• _INSTRUCTION_: The records below must be transcribed exactly. Do not include the pictures.

• _DATA EXCERPTS_:
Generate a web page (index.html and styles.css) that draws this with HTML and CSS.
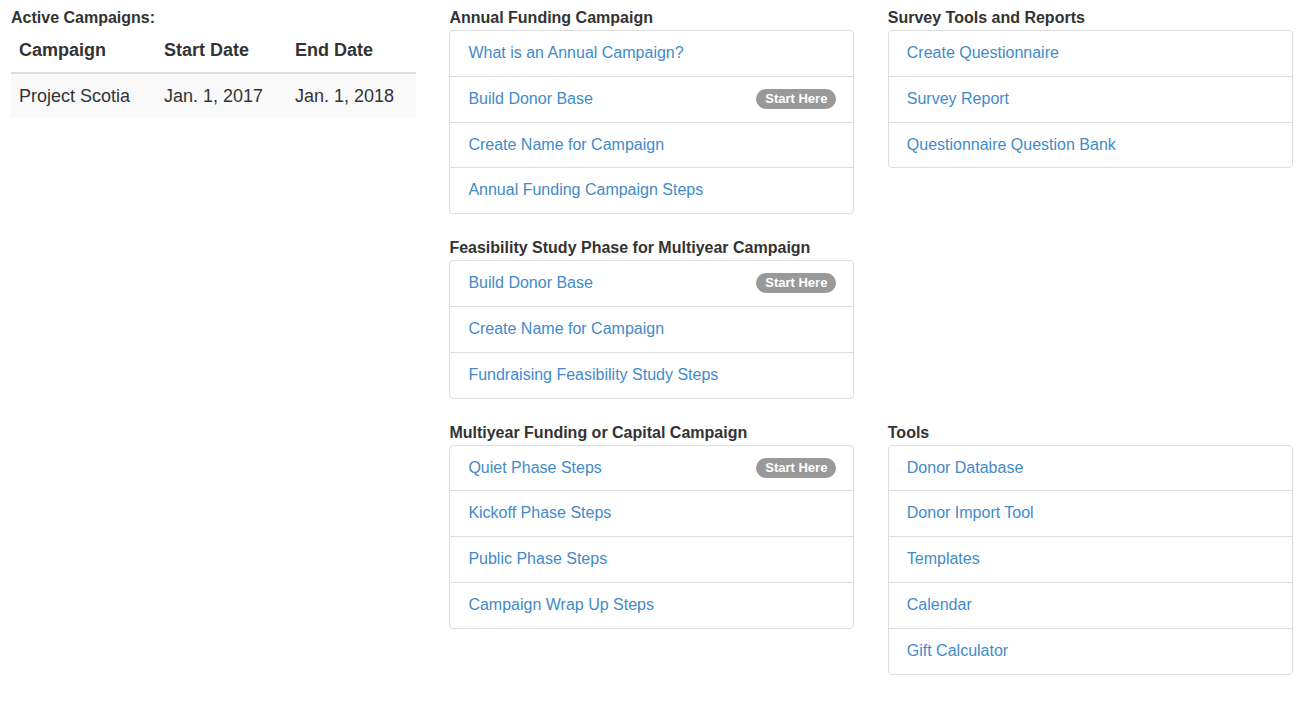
FILE: index.html
```html
<!DOCTYPE html>
<html lang="en">
<head>
<meta charset="utf-8">
<title>Campaigns</title>
<link rel="stylesheet" href="styles.css">
</head>
<body>
<div class="page">
  <section class="section s-active">
    <div class="heading">Active Campaigns:</div>
    <table class="campaigns">
      <colgroup><col class="c1"><col class="c2"><col class="c3"></colgroup>
      <thead>
        <tr><th>Campaign</th><th>Start Date</th><th>End Date</th></tr>
      </thead>
      <tbody>
        <tr><td>Project Scotia</td><td>Jan. 1, 2017</td><td>Jan. 1, 2018</td></tr>
      </tbody>
    </table>
  </section>

  <section class="section s-annual">
    <div class="heading">Annual Funding Campaign</div>
    <div class="list">
      <a class="item" href="#">What is an Annual Campaign?</a>
      <a class="item" href="#">Build Donor Base<span class="badge">Start Here</span></a>
      <a class="item" href="#">Create Name for Campaign</a>
      <a class="item" href="#">Annual Funding Campaign Steps</a>
    </div>
  </section>

  <section class="section s-survey">
    <div class="heading">Survey Tools and Reports</div>
    <div class="list">
      <a class="item" href="#">Create Questionnaire</a>
      <a class="item" href="#">Survey Report</a>
      <a class="item" href="#">Questionnaire Question Bank</a>
    </div>
  </section>

  <section class="section s-feas">
    <div class="heading">Feasibility Study Phase for Multiyear Campaign</div>
    <div class="list">
      <a class="item" href="#">Build Donor Base<span class="badge">Start Here</span></a>
      <a class="item" href="#">Create Name for Campaign</a>
      <a class="item" href="#">Fundraising Feasibility Study Steps</a>
    </div>
  </section>

  <section class="section s-multi">
    <div class="heading">Multiyear Funding or Capital Campaign</div>
    <div class="list">
      <a class="item" href="#">Quiet Phase Steps<span class="badge">Start Here</span></a>
      <a class="item" href="#">Kickoff Phase Steps</a>
      <a class="item" href="#">Public Phase Steps</a>
      <a class="item" href="#">Campaign Wrap Up Steps</a>
    </div>
  </section>

  <section class="section s-tools">
    <div class="heading">Tools</div>
    <div class="list">
      <a class="item" href="#">Donor Database</a>
      <a class="item" href="#">Donor Import Tool</a>
      <a class="item" href="#">Templates</a>
      <a class="item" href="#">Calendar</a>
      <a class="item" href="#">Gift Calculator</a>
    </div>
  </section>
</div>
</body>
</html>
```

FILE: styles.css
```css
html, body {
  margin: 0;
  padding: 0;
  background: #fff;
}

body {
  font-family: "Liberation Sans", Arial, Helvetica, sans-serif;
  font-size: 16px;
  line-height: 1.42857;
  color: #333;
}

.page {
  display: grid;
  grid-template-columns: 405px 405px 405px;
  column-gap: 33.4px;
  row-gap: 23px;
  align-items: start;
  padding: 7px 0 0 11px;
}

.s-active { grid-column: 1; grid-row: 1; }
.s-annual { grid-column: 2; grid-row: 1; }
.s-survey { grid-column: 3; grid-row: 1; }
.s-feas   { grid-column: 2; grid-row: 2; }
.s-multi  { grid-column: 2; grid-row: 3; }
.s-tools  { grid-column: 3; grid-row: 3; }

.heading {
  font-weight: bold;
  font-size: 16px;
  line-height: 22.86px;
  color: #333;
}

.list {
  display: flex;
  flex-direction: column;
  border: 1px solid #ddd;
  border-radius: 4px;
  background: #fff;
}

.item {
  display: flex;
  align-items: center;
  justify-content: space-between;
  padding: 11px 17px 11px 18px;
  font-size: 16px;
  line-height: 22.86px;
  color: #428bca;
  text-decoration: none;
  border-top: 1px solid #ddd;
}

.item:first-child {
  border-top: 0;
}

.badge {
  display: inline-block;
  background: #999;
  color: #fff;
  font-weight: bold;
  font-size: 13px;
  line-height: 14px;
  padding: 3px 9px;
  border-radius: 10px;
  margin-top: -1px;
}

.campaigns {
  width: 100%;
  border-collapse: collapse;
  font-size: 18px;
}

.campaigns .c1 { width: 145px; }
.campaigns .c2 { width: 131px; }

.campaigns th {
  text-align: left;
  font-weight: bold;
  padding: 8px;
  line-height: 25.7px;
  border-bottom: 2px solid #ddd;
}

.campaigns td {
  padding: 10px 8px 9px;
  line-height: 25.7px;
  background: #f9f9f9;
}
```
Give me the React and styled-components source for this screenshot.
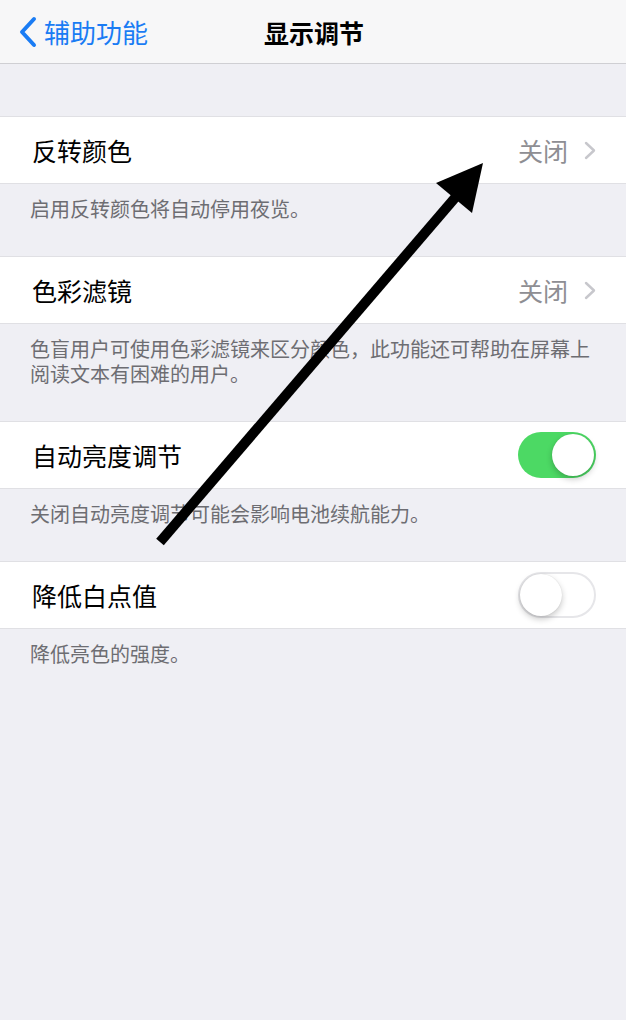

• _SOLUTION TO THIS EXERCISE_:
Generate a web page (index.html and styles.css) that draws this with HTML and CSS.
FILE: index.html
```html
<!DOCTYPE html>
<html lang="en">
<head>
<meta charset="utf-8">
<title>Campaigns</title>
<link rel="stylesheet" href="styles.css">
</head>
<body>
<div class="page">
  <section class="section s-active">
    <div class="heading">Active Campaigns:</div>
    <table class="campaigns">
      <colgroup><col class="c1"><col class="c2"><col class="c3"></colgroup>
      <thead>
        <tr><th>Campaign</th><th>Start Date</th><th>End Date</th></tr>
      </thead>
      <tbody>
        <tr><td>Project Scotia</td><td>Jan. 1, 2017</td><td>Jan. 1, 2018</td></tr>
      </tbody>
    </table>
  </section>

  <section class="section s-annual">
    <div class="heading">Annual Funding Campaign</div>
    <div class="list">
      <a class="item" href="#">What is an Annual Campaign?</a>
      <a class="item" href="#">Build Donor Base<span class="badge">Start Here</span></a>
      <a class="item" href="#">Create Name for Campaign</a>
      <a class="item" href="#">Annual Funding Campaign Steps</a>
    </div>
  </section>

  <section class="section s-survey">
    <div class="heading">Survey Tools and Reports</div>
    <div class="list">
      <a class="item" href="#">Create Questionnaire</a>
      <a class="item" href="#">Survey Report</a>
      <a class="item" href="#">Questionnaire Question Bank</a>
    </div>
  </section>

  <section class="section s-feas">
    <div class="heading">Feasibility Study Phase for Multiyear Campaign</div>
    <div class="list">
      <a class="item" href="#">Build Donor Base<span class="badge">Start Here</span></a>
      <a class="item" href="#">Create Name for Campaign</a>
      <a class="item" href="#">Fundraising Feasibility Study Steps</a>
    </div>
  </section>

  <section class="section s-multi">
    <div class="heading">Multiyear Funding or Capital Campaign</div>
    <div class="list">
      <a class="item" href="#">Quiet Phase Steps<span class="badge">Start Here</span></a>
      <a class="item" href="#">Kickoff Phase Steps</a>
      <a class="item" href="#">Public Phase Steps</a>
      <a class="item" href="#">Campaign Wrap Up Steps</a>
    </div>
  </section>

  <section class="section s-tools">
    <div class="heading">Tools</div>
    <div class="list">
      <a class="item" href="#">Donor Database</a>
      <a class="item" href="#">Donor Import Tool</a>
      <a class="item" href="#">Templates</a>
      <a class="item" href="#">Calendar</a>
      <a class="item" href="#">Gift Calculator</a>
    </div>
  </section>
</div>
</body>
</html>
```

FILE: styles.css
```css
html, body {
  margin: 0;
  padding: 0;
  background: #fff;
}

body {
  font-family: "Liberation Sans", Arial, Helvetica, sans-serif;
  font-size: 16px;
  line-height: 1.42857;
  color: #333;
}

.page {
  display: grid;
  grid-template-columns: 405px 405px 405px;
  column-gap: 33.4px;
  row-gap: 23px;
  align-items: start;
  padding: 7px 0 0 11px;
}

.s-active { grid-column: 1; grid-row: 1; }
.s-annual { grid-column: 2; grid-row: 1; }
.s-survey { grid-column: 3; grid-row: 1; }
.s-feas   { grid-column: 2; grid-row: 2; }
.s-multi  { grid-column: 2; grid-row: 3; }
.s-tools  { grid-column: 3; grid-row: 3; }

.heading {
  font-weight: bold;
  font-size: 16px;
  line-height: 22.86px;
  color: #333;
}

.list {
  display: flex;
  flex-direction: column;
  border: 1px solid #ddd;
  border-radius: 4px;
  background: #fff;
}

.item {
  display: flex;
  align-items: center;
  justify-content: space-between;
  padding: 11px 17px 11px 18px;
  font-size: 16px;
  line-height: 22.86px;
  color: #428bca;
  text-decoration: none;
  border-top: 1px solid #ddd;
}

.item:first-child {
  border-top: 0;
}

.badge {
  display: inline-block;
  background: #999;
  color: #fff;
  font-weight: bold;
  font-size: 13px;
  line-height: 14px;
  padding: 3px 9px;
  border-radius: 10px;
  margin-top: -1px;
}

.campaigns {
  width: 100%;
  border-collapse: collapse;
  font-size: 18px;
}

.campaigns .c1 { width: 145px; }
.campaigns .c2 { width: 131px; }

.campaigns th {
  text-align: left;
  font-weight: bold;
  padding: 8px;
  line-height: 25.7px;
  border-bottom: 2px solid #ddd;
}

.campaigns td {
  padding: 10px 8px 9px;
  line-height: 25.7px;
  background: #f9f9f9;
}
```
Give me the React and styled-components source for this screenshot.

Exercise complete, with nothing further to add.